# Great Stuff Experiment - Is There Anything GS Won't Stick To??



## Bob Hall

While searching through and reading threads about using Great Stuff, I ran across an older topic where someone asked the question, "is there anything Great Stuff won't stick to?" There were a few suggestions, including parchment paper, non-stick spray-coated aluminum foil, and plastic wrap. A few popped in and said "it won't stick to ...." Since I want to do at least some of my build outside the enclosure to be added later, I had asked myself the same thing. A lot of you probably already know the answer, but for those of you who may be like me and unsure, here's my little contribution.

First I covered a piece of cardboard with plastic wrap, pulling it tight and taping it in the back with packing tape.


Now it's time to spray on some "rocks." I included the following photo as sage advice. See that wimpy-looking blue thing on my hand? It's called a glove. Use gloves. One thing I discovered years ago was that *GS DOES STICK TO SKIN!* ..and I never discovered anything that will take it off short of just wearing it off.


So, back to the rocks. I sprayed four little piles of GS. I figured that would be a better test than just one. It is amazing how fast those cans empty. I'm pretty sure there's less than a third of a can left after making my little piles.


Confession time. I waited about 2 hours and had to peek. The outside was cured fairly hard but when I pulled one up the bottom was wet. There was GS stuck to the plastic too. After seeing the mess under the one I pulled up I figured, at a bare minimum, I was going to have some residue left for that one even after waiting overnight. I poked it back down, turned the lights off, and went to bed.

The next morning I was surprised to see that the GS piles were even bigger than when I left them the night before. Keep that in mind....the foam continues to expand a bit even after it's partially cured.


'Acid test' time. I start with the one I'd pulled up early the day before. To my surprise, it peeled away clean. The other three were the same...they peeled away from the plastic with no apparent residue.

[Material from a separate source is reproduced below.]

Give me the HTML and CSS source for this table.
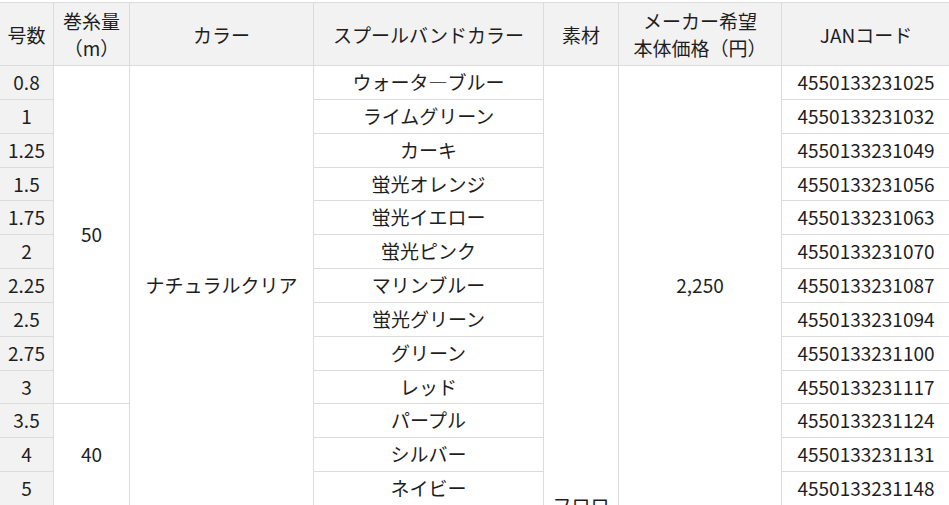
FILE: index.html
```html
<!DOCTYPE html>
<html lang="ja">
<head>
<meta charset="utf-8">
<title>スペック</title>
<link rel="stylesheet" href="styles.css">
</head>
<body>
<div class="wrap">
<table class="spec">
<colgroup>
<col class="c1"><col class="c2"><col class="c3"><col class="c4"><col class="c5"><col class="c6"><col class="c7">
</colgroup>
<thead>
<tr>
<th>号数</th>
<th>巻糸量<br>（m）</th>
<th>カラー</th>
<th>スプールバンドカラー</th>
<th>素材</th>
<th>メーカー希望<br>本体価格（円）</th>
<th>JANコード</th>
</tr>
</thead>
<tbody>
<tr><td class="no">0.8</td><td rowspan="10">50</td><td rowspan="13">ナチュラルクリア</td><td>ウォータ―ブルー</td><td rowspan="27" class="mat">フロロカーボン</td><td rowspan="13">2,250</td><td>4550133231025</td></tr>
<tr><td class="no">1</td><td>ライムグリーン</td><td>4550133231032</td></tr>
<tr><td class="no">1.25</td><td>カーキ</td><td>4550133231049</td></tr>
<tr><td class="no">1.5</td><td>蛍光オレンジ</td><td>4550133231056</td></tr>
<tr><td class="no">1.75</td><td>蛍光イエロー</td><td>4550133231063</td></tr>
<tr><td class="no">2</td><td>蛍光ピンク</td><td>4550133231070</td></tr>
<tr><td class="no">2.25</td><td>マリンブルー</td><td>4550133231087</td></tr>
<tr><td class="no">2.5</td><td>蛍光グリーン</td><td>4550133231094</td></tr>
<tr><td class="no">2.75</td><td>グリーン</td><td>4550133231100</td></tr>
<tr><td class="no">3</td><td>レッド</td><td>4550133231117</td></tr>
<tr><td class="no">3.5</td><td rowspan="3">40</td><td>パープル</td><td>4550133231124</td></tr>
<tr><td class="no">4</td><td>シルバー</td><td>4550133231131</td></tr>
<tr><td class="no">5</td><td>ネイビー</td><td>4550133231148</td></tr>
<tr><td class="no">6</td><td rowspan="14">30</td><td rowspan="14">ナチュラルクリア</td><td>ウォータ―ブルー</td><td rowspan="14">2,400</td><td>4550133231155</td></tr>
<tr><td class="no">7</td><td>ライムグリーン</td><td>4550133231162</td></tr>
<tr><td class="no">8</td><td>カーキ</td><td>4550133231179</td></tr>
<tr><td class="no">10</td><td>蛍光オレンジ</td><td>4550133231186</td></tr>
<tr><td class="no">12</td><td>蛍光イエロー</td><td>4550133231193</td></tr>
<tr><td class="no">14</td><td>蛍光ピンク</td><td>4550133231209</td></tr>
<tr><td class="no">16</td><td>マリンブルー</td><td>4550133231216</td></tr>
<tr><td class="no">18</td><td>蛍光グリーン</td><td>4550133231223</td></tr>
<tr><td class="no">20</td><td>グリーン</td><td>4550133231230</td></tr>
<tr><td class="no">22</td><td>レッド</td><td>4550133231247</td></tr>
<tr><td class="no">24</td><td>パープル</td><td>4550133231254</td></tr>
<tr><td class="no">26</td><td>シルバー</td><td>4550133231261</td></tr>
<tr><td class="no">28</td><td>ネイビー</td><td>4550133231278</td></tr>
<tr><td class="no">30</td><td>ブラック</td><td>4550133231285</td></tr>
</tbody>
</table>
</div>
</body>
</html>
```

FILE: styles.css
```css
html, body {
  margin: 0;
  padding: 0;
  background: #ffffff;
}

body {
  font-family: "Noto Sans CJK JP", "Noto Sans", sans-serif;
  color: #1e1e1e;
  overflow: hidden;
}

.wrap {
  padding-top: 2px;
  margin-left: -1px;
}

.spec {
  border-collapse: collapse;
  table-layout: fixed;
  width: 951px;
  font-size: 19px;
}

.c1 { width: 54px; }
.c2 { width: 76px; }
.c3 { width: 184px; }
.c4 { width: 230px; }
.c5 { width: 75px; }
.c6 { width: 163px; }
.c7 { width: 169px; }

.spec th,
.spec td {
  border: 1px solid #dcdcdc;
  text-align: center;
  vertical-align: middle;
  font-weight: normal;
  padding: 3px 8px;
  line-height: 26.85px;
}

.spec th {
  background: #f2f2f2;
  padding: 4px 4px;
  line-height: 27px;
}

.spec td.no {
  background: #f2f2f2;
  padding: 3px 2px;
}

.spec td.mat {
  padding-top: 22px;
}
```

If you look closely at the bottom of the pile I'm holding you'll notice that, under the hard skim coat, the GS appears to remain tacky even after curing overnight. That's something to keep in mind if you plan to carve the 'rocks', as I do. I can see myself hacking into one and getting GS all over my hands after being so careful to wear gloves in the beginning.

So there you have it....at least one thing Great Stuff won't stick to. I'm out of parchment paper so, when I do have some, I'll try that and add an update.

Hope this helps someone!


----------



## Mohlerbear

That's a good idea. I normally would spray it onto whatever and try to saw it off, leaving GS behind and ultimately wasting some. Thanks for the tip!

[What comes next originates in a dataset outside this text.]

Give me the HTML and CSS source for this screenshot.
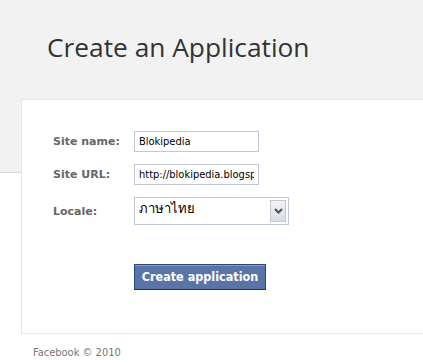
FILE: index.html
```html
<!DOCTYPE html>
<html lang="en">
<head>
  <meta charset="UTF-8">
  <title>Create an Application</title>
  <link rel="stylesheet" href="styles.css">
</head>
<body>
  <div class="header">
    <h1>Create an Application</h1>
  </div>

  <div class="panel">
    <form class="app-form">
      <label for="siteName">Site name:</label>
      <input type="text" id="siteName" value="Blokipedia">

      <label for="siteUrl">Site URL:</label>
      <input type="text" id="siteUrl" value="http://blokipedia.blogspot.com/">

      <label for="locale">Locale:</label>
      <div class="select">
        <span class="select-value">ภาษาไทย</span>
        <span class="select-arrow">
          <svg width="9" height="6" viewBox="0 0 9 6"><path d="M1 1 L4.5 4.5 L8 1" fill="none" stroke="#4a4f63" stroke-width="2"/></svg>
        </span>
      </div>

      <div class="actions">
        <button type="submit" class="btn">Create application</button>
      </div>
    </form>
  </div>

  <div class="footer">Facebook © 2010</div>
</body>
</html>
```

FILE: styles.css
```css
* {
  box-sizing: border-box;
}

body {
  margin: 0;
  background: #fff;
  font-family: "DejaVu Sans", Verdana, sans-serif;
  overflow: hidden;
}

.header {
  background: #f2f2f2;
  height: 173px;
  border-bottom: 1px solid #d9d9d9;
  padding: 29px 0 0 47px;
}

h1 {
  margin: 0;
  font-family: "Open Sans", sans-serif;
  font-weight: 400;
  font-size: 26.3px;
  color: #333;
}

.panel {
  position: relative;
  margin: -74px 0 0 21px;
  height: 235px;
  background: #fff;
  border: 1px solid #e5e5e5;
  border-right: none;
  padding: 31px 0 0 31px;
}

.app-form {
  display: grid;
  grid-template-columns: 81px auto;
  row-gap: 12px;
  align-items: center;
  justify-content: start;
}

label {
  color: #666;
  font-weight: bold;
  font-size: 11px;
}

input {
  width: 125px;
  height: 21px;
  border: 1px solid #bdc7d8;
  padding: 0 4px;
  font-family: "DejaVu Sans Condensed", "DejaVu Sans", sans-serif;
  font-size: 11px;
  color: #000;
}

.select {
  display: flex;
  justify-content: space-between;
  width: 155px;
  height: 28px;
  border: 1px solid #bdc7d8;
  padding: 2px 2px 2px 4px;
  font-size: 13px;
  color: #000;
}

.select-value {
  line-height: 17px;
}

.select-arrow {
  width: 16px;
  background: linear-gradient(#f4f4f6, #d9dbe3);
  border: 1px solid #c3c6d2;
  display: flex;
  align-items: center;
  justify-content: center;
}

.actions {
  grid-column: 2;
  padding-top: 27px;
}

.btn {
  width: 132px;
  height: 26px;
  background: #5b74a8;
  border: 1px solid #29447e;
  border-bottom-color: #1a356e;
  box-shadow: inset 0 1px 0 #8a9cc2;
  color: #fff;
  font-family: "DejaVu Sans Condensed", "DejaVu Sans", sans-serif;
  font-weight: bold;
  font-size: 12.5px;
  padding: 0 0 2px;
}

.footer {
  padding: 12px 0 0 33px;
  color: #777;
  font-family: "DejaVu Sans Condensed", "DejaVu Sans", sans-serif;
  font-size: 11px;
}
```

Sent from my iPhone using Tapatalk


----------



## Judy S

I've used the extra large black plastic bags...not that size matters in this context....and if you use pins, whatever...to poke the blobs, it gets air into the blob and it cures faster...you can also poke a gloved finger and sort of shove it around into some interesting shapes...


----------



## Bob Hall

Judy S said:


> I've used the extra large black plastic bags...not that size matters in this context....and if you use pins, whatever...to poke the blobs, it gets air into the blob and it cures faster...you can also poke a gloved finger and sort of shove it around into some interesting shapes...


Good idea! After 48 hours mine were cured, but deeper piles may take longer. Thanks for sharing!


----------



## Aldross

Going to try and make some ledges this weekend with the cling wrap method. How do you intend to color them? Drylock maybe. I want mine to look like rock so I was thinking maybe grout then seal them.


----------



## Bob Hall

Aldross said:


> Going to try and make some ledges this weekend with the cling wrap method. How do you intend to color them? Drylock maybe. I want mine to look like rock so I was thinking maybe grout then seal them.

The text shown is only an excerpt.